-- TASK DATA --
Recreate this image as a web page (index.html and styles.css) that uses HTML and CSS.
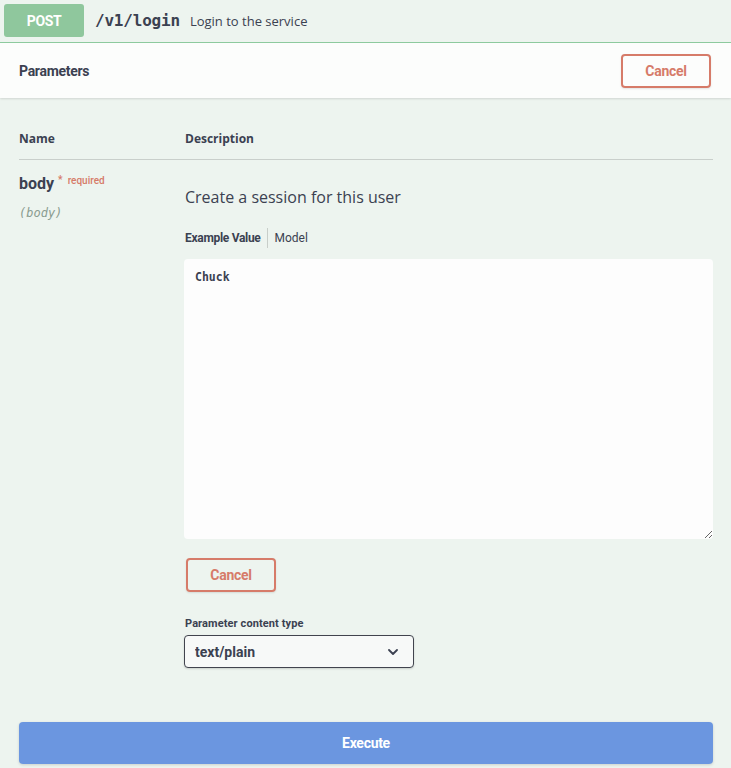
FILE: index.html
```html
<!DOCTYPE html>
<html lang="en">
<head>
<meta charset="utf-8">
<title>POST /v1/login</title>
<link rel="stylesheet" href="styles.css">
</head>
<body>
<div class="opblock">
  <div class="summary">
    <span class="method">POST</span>
    <span class="path">/v1/login</span>
    <span class="summary-desc">Login to the service</span>
  </div>
  <div class="section-header">
    <h4 class="section-title">Parameters</h4>
    <button class="btn cancel">Cancel</button>
  </div>
  <div class="params">
    <div class="params-head">
      <div class="col-name">Name</div>
      <div class="col-desc">Description</div>
    </div>
    <div class="param-row">
      <div class="col-name">
        <div class="pname">body<span class="req-star">*</span><span class="req">required</span></div>
        <div class="pin">(body)</div>
      </div>
      <div class="col-desc">
        <p class="markdown">Create a session for this user</p>
        <ul class="tabs">
          <li class="tab active">Example Value</li>
          <li class="tab">Model</li>
        </ul>
        <textarea class="body-param" spellcheck="false">Chuck</textarea>
        <button class="btn cancel small">Cancel</button>
        <div class="content-type-label">Parameter content type</div>
        <div class="select-wrap">
          <select class="content-type">
            <option>text/plain</option>
          </select>
          <svg class="chevron" width="10" height="6" viewBox="0 0 10 6"><path d="M1 1 L5 5 L9 1" fill="none" stroke="#3b4151" stroke-width="1.8" stroke-linecap="round" stroke-linejoin="round"/></svg>
        </div>
      </div>
    </div>
  </div>
  <div class="execute-wrapper">
    <button class="btn execute">Execute</button>
  </div>
</div>
</body>
</html>
```

FILE: styles.css
```css
* { box-sizing: border-box; }
html, body { margin: 0; padding: 0; }
body {
  background: #edf4ef;
  color: #3b4151;
  font-family: "Open Sans", "Noto Sans", sans-serif;
  width: 731px;
  height: 768px;
  overflow: hidden;
}
.opblock { background: #edf4ef; }

.summary {
  display: flex;
  align-items: center;
  height: 43px;
  padding: 0 4px 1px 4px;
  border-bottom: 1px solid #8fcca0;
}
.method {
  width: 80px;
  height: 33px;
  display: flex;
  align-items: center;
  justify-content: center;
  background: #8fc79d;
  color: #fff;
  border-radius: 3px;
  font-family: Roboto, sans-serif;
  font-weight: 700;
  font-size: 14px;
  letter-spacing: -0.4px;
}
.path {
  margin-left: 11px;
  font-family: "DejaVu Sans Mono", monospace;
  font-weight: 700;
  font-size: 16px;
  letter-spacing: -0.2px;
  color: #3b4151;
}
.summary-desc {
  margin-left: 10px;
  font-size: 13px;
  color: #3b4151;
}

.section-header {
  display: flex;
  align-items: center;
  justify-content: space-between;
  height: 55px;
  padding: 0 20px 0 19px;
  background: #fcfdfc;
  box-shadow: 0 1px 2px rgba(0,0,0,0.12);
}
.section-title {
  margin: 0;
  font-family: Roboto, sans-serif;
  font-weight: 700;
  font-size: 14px;
  letter-spacing: -0.3px;
  color: #3b4151;
}
.btn {
  font-family: Roboto, sans-serif;
  font-weight: 700;
  font-size: 14px;
  letter-spacing: -0.3px;
  border-radius: 4px;
  cursor: pointer;
}
.cancel {
  width: 90px;
  height: 34px;
  background: transparent;
  border: 2px solid #d67b69;
  color: #d67b69;
  box-shadow: 0 1px 2px rgba(0,0,0,0.1);
}

.params {
  padding: 20px 18px 0 19px;
}
.params-head {
  display: grid;
  grid-template-columns: 166px 1fr;
  padding: 13px 0 13px;
  border-bottom: 1px solid #c9cfcb;
  font-size: 12px;
  line-height: 15px;
  font-weight: 700;
}
.param-row {
  display: grid;
  grid-template-columns: 166px 1fr;
  padding-top: 13px;
}
.pname {
  padding-top: 1px;
  font-family: Roboto, sans-serif;
  font-weight: 700;
  font-size: 16px;
  line-height: 20px;
  color: #3b4151;
}
.req-star {
  position: relative;
  top: -6px;
  margin-left: 4px;
  font-size: 10px;
  color: #d67b69;
}
.req {
  position: relative;
  top: -5px;
  margin-left: 5px;
  font-size: 10px;
  font-weight: 500;
  color: #d67b69;
}
.pin {
  margin-top: 8px;
  font-family: "DejaVu Sans Mono", monospace;
  font-style: italic;
  font-size: 12px;
  line-height: 18px;
  color: #8a9c90;
}

.markdown {
  margin: 13px 0 0;
  font-size: 16px;
  line-height: 22px;
  color: #3b4151;
}
.tabs {
  display: flex;
  align-items: center;
  list-style: none;
  margin: 20px 0 0;
  padding: 0;
  height: 20px;
}
.tab {
  font-family: Roboto, sans-serif;
  font-size: 12px;
  line-height: 20px;
  color: #3b4151;
}
.tab.active {
  font-weight: 700;
  letter-spacing: -0.3px;
  padding-right: 6px;
  border-right: 1px solid #c8cec9;
}
.tab + .tab { padding-left: 7px; }

.body-param {
  display: block;
  width: 529px;
  height: 280px;
  margin: 11px 0 0 -1px;
  padding: 10px 11px;
  background: #fdfdfd;
  border: none;
  border-radius: 4px;
  font-family: "DejaVu Sans Mono", monospace;
  font-weight: 700;
  font-size: 11.5px;
  line-height: 16px;
  color: #3b4151;
  outline: none;
  resize: vertical;
}
.cancel.small {
  display: block;
  margin: 19px 0 0 1px;
}
.content-type-label {
  margin-top: 24px;
  font-family: Roboto, sans-serif;
  font-weight: 700;
  font-size: 11px;
  line-height: 15px;
  letter-spacing: 0.1px;
  color: #3b4151;
}
.select-wrap {
  position: relative;
  width: 230px;
  margin: 4px 0 0 -1px;
}
.content-type {
  display: block;
  width: 230px;
  height: 33px;
  padding: 0 30px 0 10px;
  appearance: none;
  -webkit-appearance: none;
  background: #f7f9f8;
  border: 1.5px solid #41444e;
  border-radius: 4px;
  box-shadow: 0 1px 2px rgba(0,0,0,0.15);
  font-family: Roboto, sans-serif;
  font-weight: 700;
  font-size: 14px;
  color: #3b4151;
  outline: none;
}
.chevron {
  position: absolute;
  right: 16px;
  top: 14px;
  pointer-events: none;
}

.execute-wrapper {
  padding: 54px 18px 0 19px;
}
.execute {
  display: block;
  width: 100%;
  height: 42px;
  background: #6b96e0;
  border: none;
  color: #fff;
  box-shadow: 0 1px 3px rgba(0,0,0,0.15);
}
```
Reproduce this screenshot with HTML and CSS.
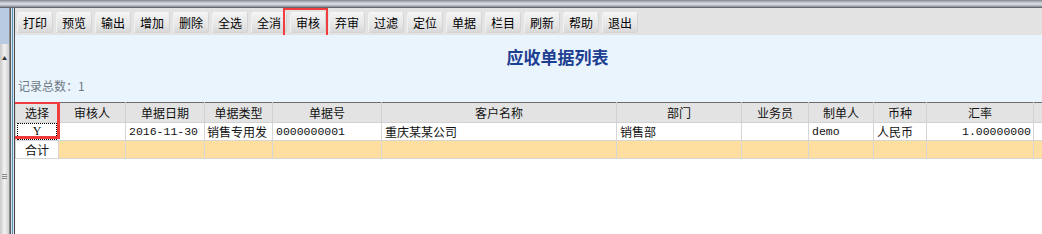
FILE: index.html
```html
<!DOCTYPE html>
<html lang="zh">
<head>
<meta charset="utf-8">
<link rel="stylesheet" href="styles.css">
</head>
<body>
<div class="topbar"></div>
<div class="frame">
  <div class="side">
    <div class="side-top"></div>
    <div class="side-scroll">
      <div class="arrow">▲</div>
      <div class="grip"><i></i><i></i><i></i></div>
    </div>
  </div>
  <div class="edge"></div>
  <div class="main">
    <div class="toolbar">
      <span class="btn">打印</span>
      <span class="btn">预览</span>
      <span class="btn">输出</span>
      <span class="btn">增加</span>
      <span class="btn">删除</span>
      <span class="btn">全选</span>
      <span class="btn">全消</span>
      <span class="btn marked">审核</span>
      <span class="btn">弃审</span>
      <span class="btn">过滤</span>
      <span class="btn">定位</span>
      <span class="btn">单据</span>
      <span class="btn">栏目</span>
      <span class="btn">刷新</span>
      <span class="btn">帮助</span>
      <span class="btn">退出</span>
    </div>
    <div class="head">
      <div class="title">应收单据列表</div>
      <div class="count">记录总数：1</div>
    </div>
    <div class="grid">
      <table>
        <colgroup>
          <col class="c1"><col class="c2"><col class="c3"><col class="c4"><col class="c5"><col class="c6"><col class="c7"><col class="c8"><col class="c9"><col class="c10"><col class="c11"><col class="c12">
        </colgroup>
        <thead>
          <tr>
            <th class="sel">选择</th><th>审核人</th><th>单据日期</th><th>单据类型</th><th>单据号</th><th>客户名称</th><th>部门</th><th>业务员</th><th>制单人</th><th>币种</th><th>汇率</th><th></th>
          </tr>
        </thead>
        <tbody>
          <tr class="data">
            <td class="ctr"><span class="focus">Y</span></td><td></td><td class="mono">2016-11-30</td><td class="clip">销售专用发</td><td class="mono">0000000001</td><td>重庆某某公司</td><td>销售部</td><td></td><td class="mono">demo</td><td>人民币</td><td class="mono right">1.00000000</td><td></td>
          </tr>
          <tr class="sum">
            <td class="ctr first">合计</td><td></td><td></td><td></td><td></td><td></td><td></td><td></td><td></td><td></td><td></td><td></td>
          </tr>
        </tbody>
      </table>
      <div class="redbox"></div>
    </div>
  </div>
</div>
</body>
</html>
```

FILE: styles.css
```css
html, body {
  margin: 0;
  padding: 0;
}
body {
  width: 1042px;
  height: 234px;
  overflow: hidden;
  background: #ffffff;
  font-family: "Noto Sans CJK SC", "DejaVu Sans", sans-serif;
  font-size: 12px;
  color: #000;
}
.topbar {
  height: 8px;
  background: linear-gradient(#7f838b 0, #b8bcc4 2px, #dfe2e8 4px, #a9adb5 6px, #4e5258 8px);
}
.frame {
  display: flex;
  height: 226px;
}
.side {
  width: 9px;
  display: flex;
  flex-direction: column;
}
.side-top {
  height: 36px;
  background: #b8cbe3;
}
.side-scroll {
  flex: 1;
  background: linear-gradient(to right, #c9c9c9, #f2f2f2 50%, #d0d0d0);
  position: relative;
  display: flex;
  flex-direction: column;
  align-items: center;
}
.arrow {
  font-size: 5px;
  line-height: 8px;
  margin-top: 10px;
  color: #333;
}
.grip {
  margin-top: 112px;
  display: flex;
  flex-direction: column;
  gap: 1px;
}
.grip i {
  display: block;
  width: 5px;
  height: 1px;
  background: #888;
}
.edge {
  width: 6px;
  background: linear-gradient(to right, #8e8e8e 0, #8e8e8e 1px, #5a5a5a 1px, #5a5a5a 2px, #d8e4ee 2px, #d8e4ee 3px, #5a92b4 3px, #5a92b4 4px, #d8e4ee 4px, #d8e4ee 5px, #4a4a4a 5px);
}
.main {
  flex: 1;
  display: flex;
  flex-direction: column;
  min-width: 0;
}
.toolbar {
  height: 27px;
  background: #e3e3e3;
  display: flex;
  align-items: flex-end;
  gap: 3px;
  padding: 0 0 2px 2px;
  box-sizing: border-box;
}
.btn {
  position: relative;
  width: 36px;
  height: 21px;
  box-sizing: border-box;
  border-radius: 3px;
  background: linear-gradient(#f3f3f3, #e6e6e6 60%, #d9d9d9);
  border: 1px solid #d4d4d4;
  border-top-color: #f8f8f8;
  border-left-color: #f2f2f2;
  display: flex;
  align-items: center;
  justify-content: center;
  font-size: 12px;
  line-height: 1;
  color: #000;
}
.marked::after {
  content: "";
  position: absolute;
  left: -8px;
  top: -5px;
  right: -3px;
  bottom: -6px;
  border: 2px solid #f03c3c;
}
.head {
  height: 67px;
  background: #eaf4fd;
  position: relative;
  display: flex;
  flex-direction: column;
}
.title {
  text-align: center;
  font-size: 17px;
  font-weight: bold;
  color: #1d3f92;
  margin-top: 11px;
  line-height: 22px;
  padding-left: 58px;
}
.count {
  color: #6e7a86;
  font-size: 12px;
  line-height: 16px;
  margin-top: 10px;
  padding-left: 3px;
}
.grid {
  position: relative;
  flex: 1;
  overflow: hidden;
}
table {
  border-collapse: collapse;
  table-layout: fixed;
  width: 1080px;
}
col.c1 { width: 43px; }
col.c2 { width: 67px; }
col.c3 { width: 79px; }
col.c4 { width: 68px; }
col.c5 { width: 109px; }
col.c6 { width: 235px; }
col.c7 { width: 125px; }
col.c8 { width: 67px; }
col.c9 { width: 65px; }
col.c10 { width: 53px; }
col.c11 { width: 107px; }
col.c12 { width: 62px; }
th {
  height: 19px;
  background: #e3e3e3;
  border: 1px solid #d2d2d2;
  border-top: 1px solid #6c6c6c;
  font-weight: normal;
  font-size: 12px;
  padding: 0;
  line-height: 18px;
  text-align: center;
  color: #111;
}
td {
  height: 17px;
  border: 1px solid #d6d6d6;
  padding: 0 2px 0 3px;
  font-size: 12px;
  line-height: 16px;
  white-space: nowrap;
  overflow: hidden;
  color: #111;
}
.mono {
  font-family: "Liberation Mono", "DejaVu Sans Mono", monospace;
  font-size: 11.5px;
}
.right { text-align: right; }
.ctr { text-align: center; padding: 0; }
.clip { text-overflow: clip; padding-left: 2px; }
.data td { background: #ffffff; }
.sum td { background: #ffdf9f; }
.sum td.first { background: #ffffff; }
.focus {
  display: block;
  margin: 0 1px;
  height: 15px;
  border: 1px dotted #000;
  font-family: "Liberation Serif", serif;
  line-height: 15px;
}
.redbox {
  position: absolute;
  left: -6px;
  top: -1px;
  width: 51px;
  height: 38px;
  box-sizing: border-box;
  border: 3px solid #f03c3c;
}
```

-- STATED TASK --
Search the entries for the string "this" and collect each line that has it.

-- TASK OUTPUT --
Recreate this image as a web page (index.html and styles.css) that uses HTML and CSS.
        <p class="markdown">Create a session for this user</p>
Reproduce this screenshot with HTML and CSS.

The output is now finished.